What is required
Reproduce all the material exactly, minus any pictures it holds.

Data section
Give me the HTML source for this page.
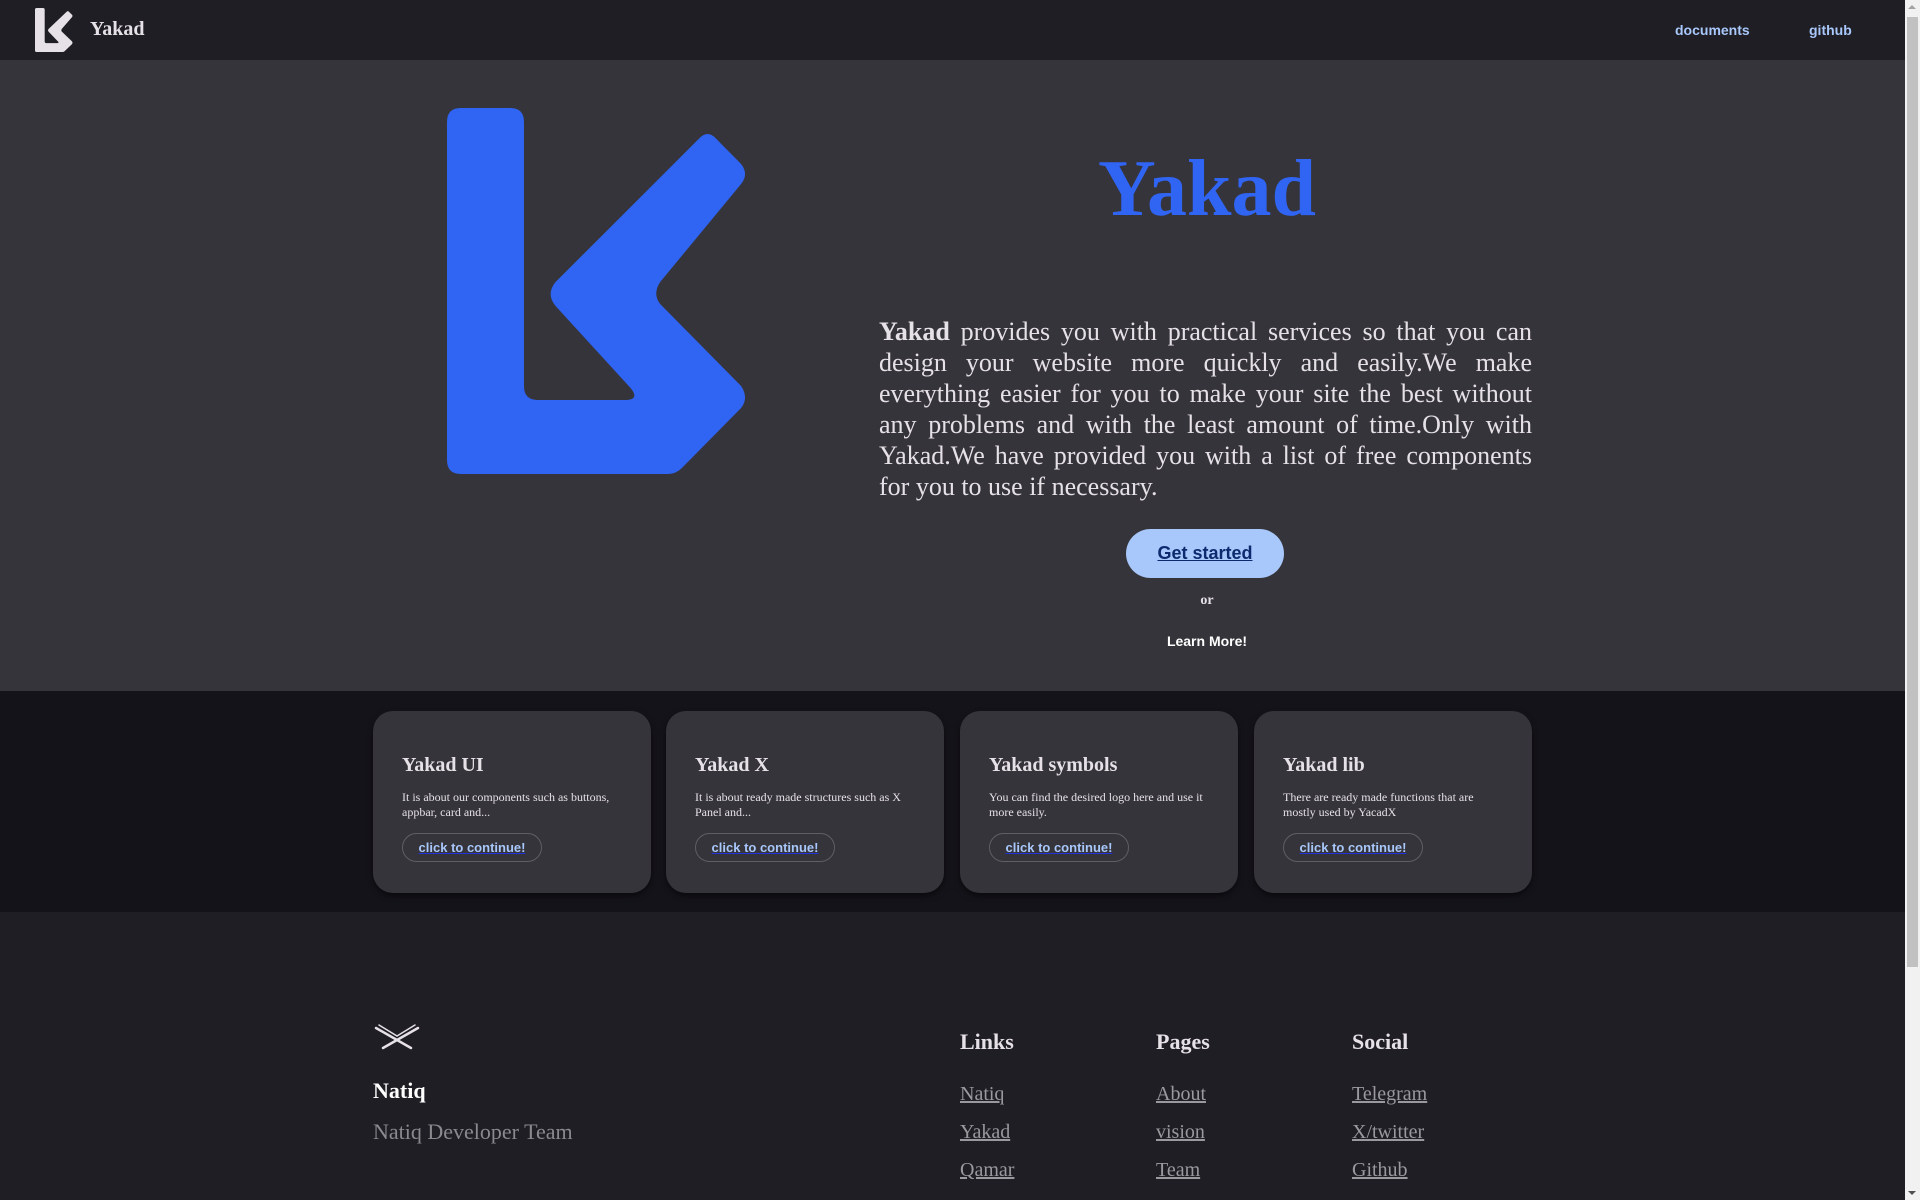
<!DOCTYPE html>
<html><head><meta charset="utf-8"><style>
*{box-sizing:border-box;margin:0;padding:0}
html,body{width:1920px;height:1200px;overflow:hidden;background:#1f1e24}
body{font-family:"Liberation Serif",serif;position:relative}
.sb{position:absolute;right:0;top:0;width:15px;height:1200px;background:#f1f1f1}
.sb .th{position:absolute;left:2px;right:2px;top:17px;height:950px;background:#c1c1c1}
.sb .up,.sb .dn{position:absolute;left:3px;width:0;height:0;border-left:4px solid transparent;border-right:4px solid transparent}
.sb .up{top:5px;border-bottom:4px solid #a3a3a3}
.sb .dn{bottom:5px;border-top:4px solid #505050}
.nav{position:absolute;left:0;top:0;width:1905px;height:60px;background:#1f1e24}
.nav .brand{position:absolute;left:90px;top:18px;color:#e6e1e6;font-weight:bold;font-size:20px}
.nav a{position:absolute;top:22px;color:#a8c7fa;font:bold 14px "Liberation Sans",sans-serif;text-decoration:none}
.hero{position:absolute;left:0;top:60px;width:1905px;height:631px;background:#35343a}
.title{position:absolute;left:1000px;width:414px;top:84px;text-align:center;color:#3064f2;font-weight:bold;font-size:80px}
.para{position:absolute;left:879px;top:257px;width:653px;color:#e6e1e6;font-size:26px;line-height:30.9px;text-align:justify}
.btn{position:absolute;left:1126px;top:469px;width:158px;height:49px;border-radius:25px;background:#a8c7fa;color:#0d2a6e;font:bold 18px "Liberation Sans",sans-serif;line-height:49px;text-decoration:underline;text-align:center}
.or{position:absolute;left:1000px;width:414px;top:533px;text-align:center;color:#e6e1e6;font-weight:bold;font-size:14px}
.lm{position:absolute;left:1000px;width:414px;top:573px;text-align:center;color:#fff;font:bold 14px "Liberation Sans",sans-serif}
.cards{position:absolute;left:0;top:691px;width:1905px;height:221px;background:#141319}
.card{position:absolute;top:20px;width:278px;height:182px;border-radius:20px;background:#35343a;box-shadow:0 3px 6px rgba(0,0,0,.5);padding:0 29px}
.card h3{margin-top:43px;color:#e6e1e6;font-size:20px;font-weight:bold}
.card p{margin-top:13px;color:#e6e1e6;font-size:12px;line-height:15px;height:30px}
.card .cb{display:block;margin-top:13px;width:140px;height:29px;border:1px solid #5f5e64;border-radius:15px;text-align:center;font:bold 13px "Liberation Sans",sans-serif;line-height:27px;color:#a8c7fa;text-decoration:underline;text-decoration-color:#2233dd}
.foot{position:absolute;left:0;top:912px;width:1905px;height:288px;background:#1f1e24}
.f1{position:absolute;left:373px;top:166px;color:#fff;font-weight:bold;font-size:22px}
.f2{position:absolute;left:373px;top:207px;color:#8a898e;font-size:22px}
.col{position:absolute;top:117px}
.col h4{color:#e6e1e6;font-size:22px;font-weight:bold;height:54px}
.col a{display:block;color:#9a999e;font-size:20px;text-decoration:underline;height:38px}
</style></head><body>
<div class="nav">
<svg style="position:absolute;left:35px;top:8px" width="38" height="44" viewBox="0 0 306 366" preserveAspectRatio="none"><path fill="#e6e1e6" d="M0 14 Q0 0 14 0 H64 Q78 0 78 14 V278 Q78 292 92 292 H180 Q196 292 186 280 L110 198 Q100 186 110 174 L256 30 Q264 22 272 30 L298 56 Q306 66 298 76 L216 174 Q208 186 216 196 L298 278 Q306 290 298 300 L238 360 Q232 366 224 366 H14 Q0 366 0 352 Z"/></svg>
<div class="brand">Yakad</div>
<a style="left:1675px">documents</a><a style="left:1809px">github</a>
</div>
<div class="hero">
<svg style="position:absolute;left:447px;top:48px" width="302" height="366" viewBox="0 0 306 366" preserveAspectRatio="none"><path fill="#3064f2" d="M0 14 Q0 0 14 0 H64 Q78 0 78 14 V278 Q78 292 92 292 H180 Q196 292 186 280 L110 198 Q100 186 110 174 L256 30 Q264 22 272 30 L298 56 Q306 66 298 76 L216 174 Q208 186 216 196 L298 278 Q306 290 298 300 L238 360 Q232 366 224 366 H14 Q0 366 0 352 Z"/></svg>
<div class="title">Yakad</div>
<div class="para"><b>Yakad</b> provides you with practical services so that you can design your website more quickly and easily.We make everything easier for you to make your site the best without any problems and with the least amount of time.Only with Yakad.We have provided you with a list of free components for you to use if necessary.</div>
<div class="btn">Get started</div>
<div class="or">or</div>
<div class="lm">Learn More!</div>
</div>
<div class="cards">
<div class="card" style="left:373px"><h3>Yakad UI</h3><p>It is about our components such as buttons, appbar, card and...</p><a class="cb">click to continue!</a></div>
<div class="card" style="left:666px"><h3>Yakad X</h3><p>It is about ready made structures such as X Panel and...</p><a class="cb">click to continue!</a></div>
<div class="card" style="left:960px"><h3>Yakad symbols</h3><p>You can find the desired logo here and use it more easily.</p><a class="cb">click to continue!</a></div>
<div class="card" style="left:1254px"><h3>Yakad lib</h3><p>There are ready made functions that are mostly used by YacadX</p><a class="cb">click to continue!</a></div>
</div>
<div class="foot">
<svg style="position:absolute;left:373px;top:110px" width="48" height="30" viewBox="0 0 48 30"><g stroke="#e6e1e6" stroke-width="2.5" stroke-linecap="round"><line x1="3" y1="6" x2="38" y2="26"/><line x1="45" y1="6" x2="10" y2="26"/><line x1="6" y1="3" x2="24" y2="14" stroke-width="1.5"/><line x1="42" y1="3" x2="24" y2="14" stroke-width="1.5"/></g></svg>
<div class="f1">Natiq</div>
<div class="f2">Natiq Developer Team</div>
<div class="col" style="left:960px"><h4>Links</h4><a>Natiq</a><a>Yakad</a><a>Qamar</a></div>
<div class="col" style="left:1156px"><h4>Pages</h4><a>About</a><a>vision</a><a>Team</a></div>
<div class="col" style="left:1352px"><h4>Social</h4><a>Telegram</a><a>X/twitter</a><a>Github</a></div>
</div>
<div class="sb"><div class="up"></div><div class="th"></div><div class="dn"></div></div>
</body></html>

Response below
Give me the HTML source for this page.
<!DOCTYPE html>
<html><head><meta charset="utf-8"><style>
*{box-sizing:border-box;margin:0;padding:0}
html,body{width:1920px;height:1200px;overflow:hidden;background:#1f1e24}
body{font-family:"Liberation Serif",serif;position:relative}
.sb{position:absolute;right:0;top:0;width:15px;height:1200px;background:#f1f1f1}
.sb .th{position:absolute;left:2px;right:2px;top:17px;height:950px;background:#c1c1c1}
.sb .up,.sb .dn{position:absolute;left:3px;width:0;height:0;border-left:4px solid transparent;border-right:4px solid transparent}
.sb .up{top:5px;border-bottom:4px solid #a3a3a3}
.sb .dn{bottom:5px;border-top:4px solid #505050}
.nav{position:absolute;left:0;top:0;width:1905px;height:60px;background:#1f1e24}
.nav .brand{position:absolute;left:90px;top:18px;color:#e6e1e6;font-weight:bold;font-size:20px}
.nav a{position:absolute;top:22px;color:#a8c7fa;font:bold 14px "Liberation Sans",sans-serif;text-decoration:none}
.hero{position:absolute;left:0;top:60px;width:1905px;height:631px;background:#35343a}
.title{position:absolute;left:1000px;width:414px;top:84px;text-align:center;color:#3064f2;font-weight:bold;font-size:80px}
.para{position:absolute;left:879px;top:257px;width:653px;color:#e6e1e6;font-size:26px;line-height:30.9px;text-align:justify}
.btn{position:absolute;left:1126px;top:469px;width:158px;height:49px;border-radius:25px;background:#a8c7fa;color:#0d2a6e;font:bold 18px "Liberation Sans",sans-serif;line-height:49px;text-decoration:underline;text-align:center}
.or{position:absolute;left:1000px;width:414px;top:533px;text-align:center;color:#e6e1e6;font-weight:bold;font-size:14px}
.lm{position:absolute;left:1000px;width:414px;top:573px;text-align:center;color:#fff;font:bold 14px "Liberation Sans",sans-serif}
.cards{position:absolute;left:0;top:691px;width:1905px;height:221px;background:#141319}
.card{position:absolute;top:20px;width:278px;height:182px;border-radius:20px;background:#35343a;box-shadow:0 3px 6px rgba(0,0,0,.5);padding:0 29px}
.card h3{margin-top:43px;color:#e6e1e6;font-size:20px;font-weight:bold}
.card p{margin-top:13px;color:#e6e1e6;font-size:12px;line-height:15px;height:30px}
.card .cb{display:block;margin-top:13px;width:140px;height:29px;border:1px solid #5f5e64;border-radius:15px;text-align:center;font:bold 13px "Liberation Sans",sans-serif;line-height:27px;color:#a8c7fa;text-decoration:underline;text-decoration-color:#2233dd}
.foot{position:absolute;left:0;top:912px;width:1905px;height:288px;background:#1f1e24}
.f1{position:absolute;left:373px;top:166px;color:#fff;font-weight:bold;font-size:22px}
.f2{position:absolute;left:373px;top:207px;color:#8a898e;font-size:22px}
.col{position:absolute;top:117px}
.col h4{color:#e6e1e6;font-size:22px;font-weight:bold;height:54px}
.col a{display:block;color:#9a999e;font-size:20px;text-decoration:underline;height:38px}
</style></head><body>
<div class="nav">
<svg style="position:absolute;left:35px;top:8px" width="38" height="44" viewBox="0 0 306 366" preserveAspectRatio="none"><path fill="#e6e1e6" d="M0 14 Q0 0 14 0 H64 Q78 0 78 14 V278 Q78 292 92 292 H180 Q196 292 186 280 L110 198 Q100 186 110 174 L256 30 Q264 22 272 30 L298 56 Q306 66 298 76 L216 174 Q208 186 216 196 L298 278 Q306 290 298 300 L238 360 Q232 366 224 366 H14 Q0 366 0 352 Z"/></svg>
<div class="brand">Yakad</div>
<a style="left:1675px">documents</a><a style="left:1809px">github</a>
</div>
<div class="hero">
<svg style="position:absolute;left:447px;top:48px" width="302" height="366" viewBox="0 0 306 366" preserveAspectRatio="none"><path fill="#3064f2" d="M0 14 Q0 0 14 0 H64 Q78 0 78 14 V278 Q78 292 92 292 H180 Q196 292 186 280 L110 198 Q100 186 110 174 L256 30 Q264 22 272 30 L298 56 Q306 66 298 76 L216 174 Q208 186 216 196 L298 278 Q306 290 298 300 L238 360 Q232 366 224 366 H14 Q0 366 0 352 Z"/></svg>
<div class="title">Yakad</div>
<div class="para"><b>Yakad</b> provides you with practical services so that you can design your website more quickly and easily.We make everything easier for you to make your site the best without any problems and with the least amount of time.Only with Yakad.We have provided you with a list of free components for you to use if necessary.</div>
<div class="btn">Get started</div>
<div class="or">or</div>
<div class="lm">Learn More!</div>
</div>
<div class="cards">
<div class="card" style="left:373px"><h3>Yakad UI</h3><p>It is about our components such as buttons, appbar, card and...</p><a class="cb">click to continue!</a></div>
<div class="card" style="left:666px"><h3>Yakad X</h3><p>It is about ready made structures such as X Panel and...</p><a class="cb">click to continue!</a></div>
<div class="card" style="left:960px"><h3>Yakad symbols</h3><p>You can find the desired logo here and use it more easily.</p><a class="cb">click to continue!</a></div>
<div class="card" style="left:1254px"><h3>Yakad lib</h3><p>There are ready made functions that are mostly used by YacadX</p><a class="cb">click to continue!</a></div>
</div>
<div class="foot">
<svg style="position:absolute;left:373px;top:110px" width="48" height="30" viewBox="0 0 48 30"><g stroke="#e6e1e6" stroke-width="2.5" stroke-linecap="round"><line x1="3" y1="6" x2="38" y2="26"/><line x1="45" y1="6" x2="10" y2="26"/><line x1="6" y1="3" x2="24" y2="14" stroke-width="1.5"/><line x1="42" y1="3" x2="24" y2="14" stroke-width="1.5"/></g></svg>
<div class="f1">Natiq</div>
<div class="f2">Natiq Developer Team</div>
<div class="col" style="left:960px"><h4>Links</h4><a>Natiq</a><a>Yakad</a><a>Qamar</a></div>
<div class="col" style="left:1156px"><h4>Pages</h4><a>About</a><a>vision</a><a>Team</a></div>
<div class="col" style="left:1352px"><h4>Social</h4><a>Telegram</a><a>X/twitter</a><a>Github</a></div>
</div>
<div class="sb"><div class="up"></div><div class="th"></div><div class="dn"></div></div>
</body></html>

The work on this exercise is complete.